I also have troubles with all the “deliberate misinformation superweapon” angle. I have a feeling that it once again shifts the discussion from the important “how we need to distinguish two completely different cases” to something else, namely “how everyone who uses a specific phrase is a bad person and how we are outraged about it!” This gives me huge culture war flashbacks and strikes me as not being helpful.
Here is my model how this state of affairs came into being.
In the first case:
Scientists, being ‘extremely virtious’, do not directly claim that X is false, instead they say that they do not have any evidence in favour of X, with some reasonable definition of “evidence”, leaving themselves line of retreat.
Journalists repeat the claim but do not make sure to explain what exactly scientists mean by “evidence” because it would be borring.
With time it became a cool snappy phrase in laypeople terms meaning “Scientists think that X is false and they have good reasons for it”
In the second case:
Scientists, when directly asked, agree that there is no evidence for Y, which is technically true, but misleading because they were underconfident in the first case.
Journalists ask exactly this because it’s a cool snappy phrase which everyone uses.
Laypeople become overconfident that Y is just as false as X because the same phrase is used in both cases.

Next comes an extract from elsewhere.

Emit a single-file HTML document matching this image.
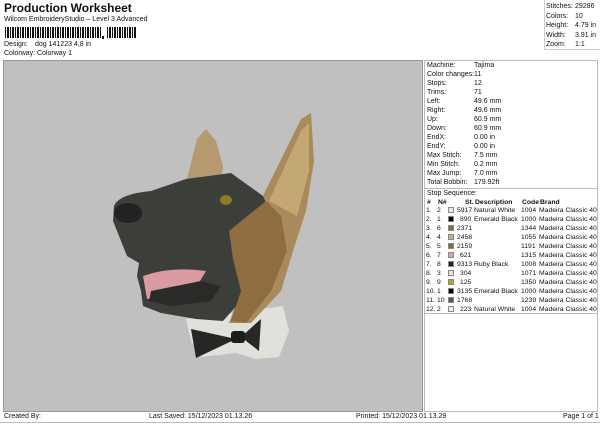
<!DOCTYPE html>
<html><head><style>
*{margin:0;padding:0;box-sizing:border-box}
body{width:600px;height:424px;background:#fff;font-family:"Liberation Sans",sans-serif;font-size:7px;color:#111;position:relative;overflow:hidden}
.a{position:absolute;white-space:nowrap}
#gray{position:absolute;left:3px;top:60px;width:420px;height:352px;background:#c0c0c0;border:1px solid #999}
#rp{position:absolute;left:424px;top:60px;width:174px;height:352px;border:1px solid #bbb;background:#fff}
.r{position:absolute;left:2px;height:9px;line-height:9px;white-space:nowrap;width:170px}
.v{position:absolute;left:47px;white-space:nowrap}
.sw{display:inline-block;width:6px;height:6px;position:absolute;top:1px;border:1px solid #888}
.t{font-size:6.8px}
</style></head><body>
<div class="a" style="left:4px;top:1px;font-size:12px;font-weight:bold">Production Worksheet</div>
<div class="a" style="left:4px;top:16px;font-size:7px">Wilcom EmbroideryStudio – Level 3 Advanced</div>
<svg class="a" style="left:5px;top:27px" width="135" height="12">
<g fill="#111">
<rect x="0" y="0" width="1" height="11"/><rect x="2" y="0" width="2" height="11"/><rect x="5" y="0" width="1" height="11"/><rect x="7" y="0" width="2" height="11"/><rect x="10" y="0" width="1" height="11"/><rect x="12" y="0" width="2" height="11"/><rect x="15" y="0" width="1" height="11"/><rect x="17" y="0" width="2" height="11"/><rect x="20" y="0" width="1" height="11"/><rect x="22" y="0" width="2" height="11"/><rect x="25" y="0" width="1" height="11"/><rect x="27" y="0" width="2" height="11"/><rect x="30" y="0" width="1" height="11"/><rect x="32" y="0" width="2" height="11"/><rect x="35" y="0" width="1" height="11"/><rect x="37" y="0" width="2" height="11"/><rect x="40" y="0" width="1" height="11"/><rect x="42" y="0" width="2" height="11"/><rect x="45" y="0" width="1" height="11"/><rect x="47" y="0" width="2" height="11"/><rect x="50" y="0" width="1" height="11"/><rect x="52" y="0" width="2" height="11"/><rect x="55" y="0" width="1" height="11"/><rect x="57" y="0" width="2" height="11"/><rect x="60" y="0" width="1" height="11"/><rect x="62" y="0" width="2" height="11"/><rect x="65" y="0" width="1" height="11"/><rect x="67" y="0" width="2" height="11"/><rect x="70" y="0" width="1" height="11"/><rect x="72" y="0" width="2" height="11"/><rect x="75" y="0" width="1" height="11"/><rect x="77" y="0" width="2" height="11"/><rect x="80" y="0" width="1" height="11"/><rect x="82" y="0" width="2" height="11"/><rect x="85" y="0" width="1" height="11"/><rect x="87" y="0" width="2" height="11"/><rect x="90" y="0" width="1" height="11"/><rect x="92" y="0" width="2" height="11"/><rect x="95" y="0" width="1" height="11"/><rect x="97" y="9" width="2" height="3"/><rect x="102" y="0" width="1" height="11"/><rect x="104" y="0" width="2" height="11"/><rect x="107" y="0" width="1" height="11"/><rect x="109" y="0" width="2" height="11"/><rect x="112" y="0" width="1" height="11"/><rect x="114" y="0" width="2" height="11"/><rect x="117" y="0" width="1" height="11"/><rect x="119" y="0" width="2" height="11"/><rect x="122" y="0" width="1" height="11"/><rect x="124" y="0" width="2" height="11"/><rect x="127" y="0" width="1" height="11"/><rect x="129" y="0" width="2" height="11"/></g></svg>
<div class="a" style="left:4px;top:41px">Design:</div><div class="a" style="left:35px;top:41px">dog 141223 4,8 in</div>
<div class="a" style="left:4px;top:50px">Colorway:</div><div class="a" style="left:37px;top:50px">Colorway 1</div>
<div class="a" style="left:544px;top:0;width:56px;height:50px;border-left:1px solid #ccc;border-bottom:1px solid #ccc"></div>
<div class="a" style="left:546px;top:2px;line-height:9.5px">Stitches:<br>Colors:<br>Height:<br>Width:<br>Zoom:</div>
<div class="a" style="left:575px;top:2px;line-height:9.5px">29286<br>10<br>4.79 in<br>3.91 in<br>1:1</div>
<div id="gray">
<svg width="420" height="352" viewBox="3 60 420 352" style="position:absolute;left:0;top:0">
<path d="M185 318 L282 305 L288 330 L278 356 L255 358 L235 352 L200 356 L190 340Z" fill="#dfe2da"/>
<path d="M262 195 L300 118 L310 112 L313 160 L305 210 L292 250 L280 290 L250 322 L228 322 L240 290Z" fill="#a98a5a"/>
<path d="M268 200 L300 130 L308 122 L308 170 L296 215Z" fill="#c4a874"/>
<path d="M186 178 L196 138 L205 128 L215 140 L222 165 L220 182Z" fill="#b49a6e"/>
<path d="M113 205 Q118 193 150 190 L185 178 L230 172 L262 195 L275 225 L262 250 L250 280 L240 300 L222 320 L195 318 L160 312 L142 305 L140 290 L136 275 L138 262 L126 255 L118 235 L112 220Z" fill="#3c3e3a"/>
<path d="M228 230 L265 200 L280 215 L286 250 L270 290 L245 322 L230 320 L240 290 L232 258Z" fill="#8f6d40"/>
<ellipse cx="127" cy="212" rx="14" ry="10" fill="#222"/>
<ellipse cx="225" cy="199" rx="6" ry="5" fill="#8b7b2a"/>
<path d="M142 275 Q170 265 205 270 L196 285 Q170 295 146 298Z" fill="#d99aa2"/>
<path d="M150 290 L200 280 L220 285 L210 300 L170 305 L148 300Z" fill="#2a2b28"/>
<path d="M190 328 L235 338 L195 357Z M260 318 L240 336 L258 350Z" fill="#272826"/>
<rect x="230" y="330" width="14" height="12" rx="3" fill="#1d1e1c"/>
</svg>
</div>
<div id="rp">
<div class="r" style="top:0">Machine:<span class="v">Tajima</span></div>
<div class="r" style="top:9px">Color changes:<span class="v">11</span></div>
<div class="r" style="top:18px">Stops:<span class="v">12</span></div>
<div class="r" style="top:27px">Trims:<span class="v">71</span></div>
<div class="r" style="top:36px">Left:<span class="v">49.6 mm</span></div>
<div class="r" style="top:45px">Right:<span class="v">49.6 mm</span></div>
<div class="r" style="top:54px">Up:<span class="v">60.9 mm</span></div>
<div class="r" style="top:63px">Down:<span class="v">60.9 mm</span></div>
<div class="r" style="top:72px">EndX:<span class="v">0.00 in</span></div>
<div class="r" style="top:81px">EndY:<span class="v">0.00 in</span></div>
<div class="r" style="top:90px">Max Stitch:<span class="v">7.5 mm</span></div>
<div class="r" style="top:99px">Min Stitch:<span class="v">0.2 mm</span></div>
<div class="r" style="top:108px">Max Jump:<span class="v">7.0 mm</span></div>
<div class="r" style="top:117px">Total Bobbin:<span class="v">179.92ft</span></div>
<div style="position:absolute;left:0;top:127px;width:172px;border-top:1px solid #bbb"></div>
<div class="r" style="top:128px">Stop Sequence:</div>
<div class="r t" style="top:137px;font-weight:bold;text-decoration:underline"><span class="a" style="left:0">#</span><span class="a" style="left:11px">N#</span><span class="a" style="left:38px">St.</span><span class="a" style="left:48px">Description</span><span class="a" style="left:95px">Code</span><span class="a" style="left:113px">Brand</span></div>
<div style="position:absolute;left:0;top:252px;width:172px;border-top:1px solid #bbb"></div>
</div>
<div class="a" style="left:4px;top:413px">Created By:</div>
<div class="a" style="left:149px;top:413px">Last Saved: 15/12/2023 01.13.26</div>
<div class="a" style="left:356px;top:413px">Printed: 15/12/2023 01.13.29</div>
<div class="a" style="left:563px;top:413px">Page 1 of 1</div>
<div class="a" style="left:0;top:422px;width:600px;border-top:1px solid #bbb"></div>
<div class="t" style="position:absolute;left:426px;top:206px;width:172px">
<div class="r" style="left:0;top:0"><span class="a" style="left:0">1.</span><span class="a" style="left:11px">2</span><i class="sw" style="left:22px;background:#ececec"></i><span class="a" style="left:31px">5917</span><span class="a" style="left:48px">Natural White</span><span class="a" style="left:95px">1004</span><span class="a" style="left:113px">Madeira Classic 40</span></div>
<div class="r" style="left:0;top:9px"><span class="a" style="left:0">2.</span><span class="a" style="left:11px">1</span><i class="sw" style="left:22px;background:#000"></i><span class="a" style="left:34px">890</span><span class="a" style="left:48px">Emerald Black</span><span class="a" style="left:95px">1000</span><span class="a" style="left:113px">Madeira Classic 40</span></div>
<div class="r" style="left:0;top:18px"><span class="a" style="left:0">3.</span><span class="a" style="left:11px">6</span><i class="sw" style="left:22px;background:#8a6548"></i><span class="a" style="left:31px">2371</span><span class="a" style="left:95px">1344</span><span class="a" style="left:113px">Madeira Classic 40</span></div>
<div class="r" style="left:0;top:27px"><span class="a" style="left:0">4.</span><span class="a" style="left:11px">4</span><i class="sw" style="left:22px;background:#d8aa84"></i><span class="a" style="left:31px">2458</span><span class="a" style="left:95px">1055</span><span class="a" style="left:113px">Madeira Classic 40</span></div>
<div class="r" style="left:0;top:36px"><span class="a" style="left:0">5.</span><span class="a" style="left:11px">5</span><i class="sw" style="left:22px;background:#8d6a2d"></i><span class="a" style="left:31px">2159</span><span class="a" style="left:95px">1191</span><span class="a" style="left:113px">Madeira Classic 40</span></div>
<div class="r" style="left:0;top:45px"><span class="a" style="left:0">6.</span><span class="a" style="left:11px">7</span><i class="sw" style="left:22px;background:#e3a0ad"></i><span class="a" style="left:34px">621</span><span class="a" style="left:95px">1315</span><span class="a" style="left:113px">Madeira Classic 40</span></div>
<div class="r" style="left:0;top:54px"><span class="a" style="left:0">7.</span><span class="a" style="left:11px">8</span><i class="sw" style="left:22px;background:#222"></i><span class="a" style="left:31px">9313</span><span class="a" style="left:48px">Ruby Black</span><span class="a" style="left:95px">1008</span><span class="a" style="left:113px">Madeira Classic 40</span></div>
<div class="r" style="left:0;top:63px"><span class="a" style="left:0">8.</span><span class="a" style="left:11px">3</span><i class="sw" style="left:22px;background:#e6e3da"></i><span class="a" style="left:34px">304</span><span class="a" style="left:95px">1071</span><span class="a" style="left:113px">Madeira Classic 40</span></div>
<div class="r" style="left:0;top:72px"><span class="a" style="left:0">9.</span><span class="a" style="left:11px">9</span><i class="sw" style="left:22px;background:#b9a030"></i><span class="a" style="left:34px">125</span><span class="a" style="left:95px">1350</span><span class="a" style="left:113px">Madeira Classic 40</span></div>
<div class="r" style="left:0;top:81px"><span class="a" style="left:0">10.</span><span class="a" style="left:11px">1</span><i class="sw" style="left:22px;background:#000"></i><span class="a" style="left:31px">3135</span><span class="a" style="left:48px">Emerald Black</span><span class="a" style="left:95px">1000</span><span class="a" style="left:113px">Madeira Classic 40</span></div>
<div class="r" style="left:0;top:90px"><span class="a" style="left:0">11.</span><span class="a" style="left:11px">10</span><i class="sw" style="left:22px;background:#555"></i><span class="a" style="left:31px">1768</span><span class="a" style="left:95px">1239</span><span class="a" style="left:113px">Madeira Classic 40</span></div>
<div class="r" style="left:0;top:99px"><span class="a" style="left:0">12.</span><span class="a" style="left:11px">2</span><i class="sw" style="left:22px;background:#ececec"></i><span class="a" style="left:34px">223</span><span class="a" style="left:48px">Natural White</span><span class="a" style="left:95px">1004</span><span class="a" style="left:113px">Madeira Classic 40</span></div>
</div>
</body></html>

Originally no one needed to be malicious here. People were just following their incentives. Now, of course, people can use this broken communication pipeline to push their narrative and this is a problem. But it will be automatically fixed as soon as we fix the pipeline itself. What’s the point of invoking conflict theory here?
I have a weird feeling that lots of smart people are angry about this “no evidience” thing for the wrong reason. Which is an evidence that I’m missing something, so I’d be glad if someone explained it to me.
Isn’t the main problem that people are using the same phrase in two completely different circumstances: 1) we haven’t find anything, despite looking into the matter 2) we haven’t looked yet. Then why are we freaking out about what exactly this phrase actually means, isn’t it basically arguing about definitions?
When I try to imagine a good reason for this I arrive to something like this: a layperson upon hearing “no evidence” assumes that there are literally no evidience in the bayesian sense. But I have troubles believing it. A layperson probably doesn’t know about Bayes and doesn’t think in this terms. When they see “No evidience of X” they probably translate to “Experts disapprove of X”. Nothing important would change if we had a different obscuring phrase, would it? The problem is not the phrase itself, the problem that the phrase is obscuring.
I also have troubles with all the “deliberate misinformation superweapon” angle. I have a feeling that it once again shifts the discussion from the important “how we need to distinguish two completely different cases” to something else, namely “how everyone who uses a specific phrase is a bad person and how we are outraged about it!” This gives me huge culture war flashbacks and strikes me as not being helpful.
Here is my model how this state of affairs came into being.
In the first case:
Scientists, being ‘extremely virtious’, do not directly claim that X is false, instead they say that they do not have any evidence in favour of X, with some reasonable definition of “evidence”, leaving themselves line of retreat.
Journalists repeat the claim but do not make sure to explain what exactly scientists mean by “evidence” because it would be borring.
With time it became a cool snappy phrase in laypeople terms meaning “Scientists think that X is false and they have good reasons for it”
In the second case:
Scientists, when directly asked, agree that there is no evidence for Y, which is technically true, but misleading because they were underconfident in the first case.
Journalists ask exactly this because it’s a cool snappy phrase which everyone uses.
Laypeople become overconfident that Y is just as false as X because the same phrase is used in both cases.
Originally no one needed to be malicious here. People were just following their incentives. Now, of course, people can use this broken communication pipeline to push their narrative and this is a problem. But it will be automatically fixed as soon as we fix the pipeline itself. What’s the point of invoking conflict theory here?